EXERCISE DIRECTIONS: List all lines of the data containing the word "React".

DATA EXTRACT:

※ ※ ※

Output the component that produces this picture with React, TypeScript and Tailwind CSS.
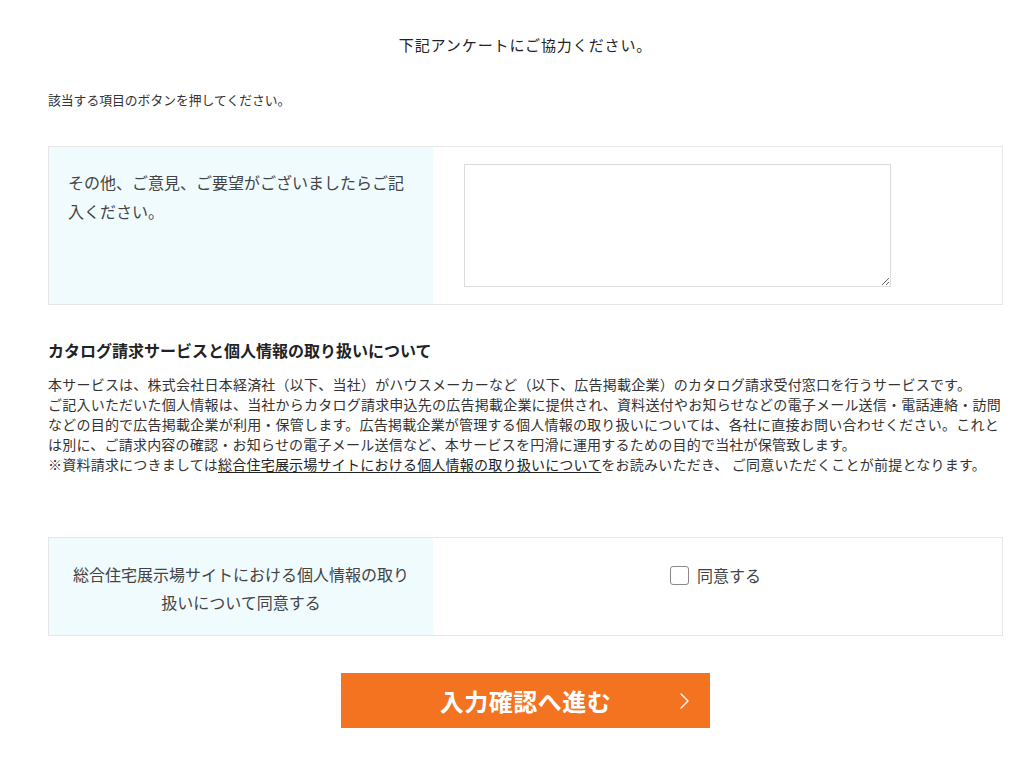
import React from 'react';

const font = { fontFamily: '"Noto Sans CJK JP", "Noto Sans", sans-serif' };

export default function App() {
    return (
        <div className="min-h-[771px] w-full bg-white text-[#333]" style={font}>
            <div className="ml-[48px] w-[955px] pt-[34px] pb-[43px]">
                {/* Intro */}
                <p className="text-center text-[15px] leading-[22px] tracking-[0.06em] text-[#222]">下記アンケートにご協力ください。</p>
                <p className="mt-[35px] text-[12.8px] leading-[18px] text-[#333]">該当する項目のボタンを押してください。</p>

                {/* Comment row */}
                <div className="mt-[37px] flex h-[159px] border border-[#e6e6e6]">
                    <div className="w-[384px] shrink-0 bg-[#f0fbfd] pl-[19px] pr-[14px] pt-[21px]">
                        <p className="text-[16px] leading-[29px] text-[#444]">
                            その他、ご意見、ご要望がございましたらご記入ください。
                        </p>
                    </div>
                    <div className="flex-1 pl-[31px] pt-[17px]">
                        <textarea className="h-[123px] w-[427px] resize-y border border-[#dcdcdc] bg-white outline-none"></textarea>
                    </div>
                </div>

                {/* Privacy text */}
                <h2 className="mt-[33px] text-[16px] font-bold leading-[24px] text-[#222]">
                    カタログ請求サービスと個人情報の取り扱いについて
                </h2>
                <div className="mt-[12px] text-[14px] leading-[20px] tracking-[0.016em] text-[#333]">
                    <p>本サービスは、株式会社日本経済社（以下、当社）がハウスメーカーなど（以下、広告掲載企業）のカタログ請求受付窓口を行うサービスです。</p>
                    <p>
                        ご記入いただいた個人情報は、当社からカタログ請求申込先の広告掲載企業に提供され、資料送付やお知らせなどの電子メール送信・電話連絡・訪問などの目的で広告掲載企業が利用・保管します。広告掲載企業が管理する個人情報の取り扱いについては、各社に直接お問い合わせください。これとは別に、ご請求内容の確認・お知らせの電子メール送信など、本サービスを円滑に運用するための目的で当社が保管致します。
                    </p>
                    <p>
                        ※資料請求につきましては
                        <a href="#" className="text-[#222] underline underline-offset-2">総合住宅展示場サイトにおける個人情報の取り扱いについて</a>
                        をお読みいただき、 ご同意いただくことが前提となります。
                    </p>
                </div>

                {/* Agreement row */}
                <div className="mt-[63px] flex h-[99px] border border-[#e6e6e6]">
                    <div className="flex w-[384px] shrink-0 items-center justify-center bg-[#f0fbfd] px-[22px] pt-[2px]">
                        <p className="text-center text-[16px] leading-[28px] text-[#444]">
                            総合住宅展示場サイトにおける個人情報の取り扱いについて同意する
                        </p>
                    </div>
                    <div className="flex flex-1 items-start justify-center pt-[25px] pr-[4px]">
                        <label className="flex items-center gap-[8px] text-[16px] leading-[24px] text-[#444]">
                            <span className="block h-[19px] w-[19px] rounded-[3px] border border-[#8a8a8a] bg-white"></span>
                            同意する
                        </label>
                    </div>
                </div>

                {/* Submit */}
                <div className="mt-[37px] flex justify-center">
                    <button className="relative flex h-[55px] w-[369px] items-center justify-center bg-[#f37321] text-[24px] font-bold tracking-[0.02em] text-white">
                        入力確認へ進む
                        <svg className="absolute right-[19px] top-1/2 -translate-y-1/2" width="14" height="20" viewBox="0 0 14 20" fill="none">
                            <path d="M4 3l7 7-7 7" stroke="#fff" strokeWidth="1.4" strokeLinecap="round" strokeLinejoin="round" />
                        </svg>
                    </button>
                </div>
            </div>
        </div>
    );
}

※ ※ ※

WRITTEN REPLY:
Output the component that produces this picture with React, TypeScript and Tailwind CSS.
import React from 'react';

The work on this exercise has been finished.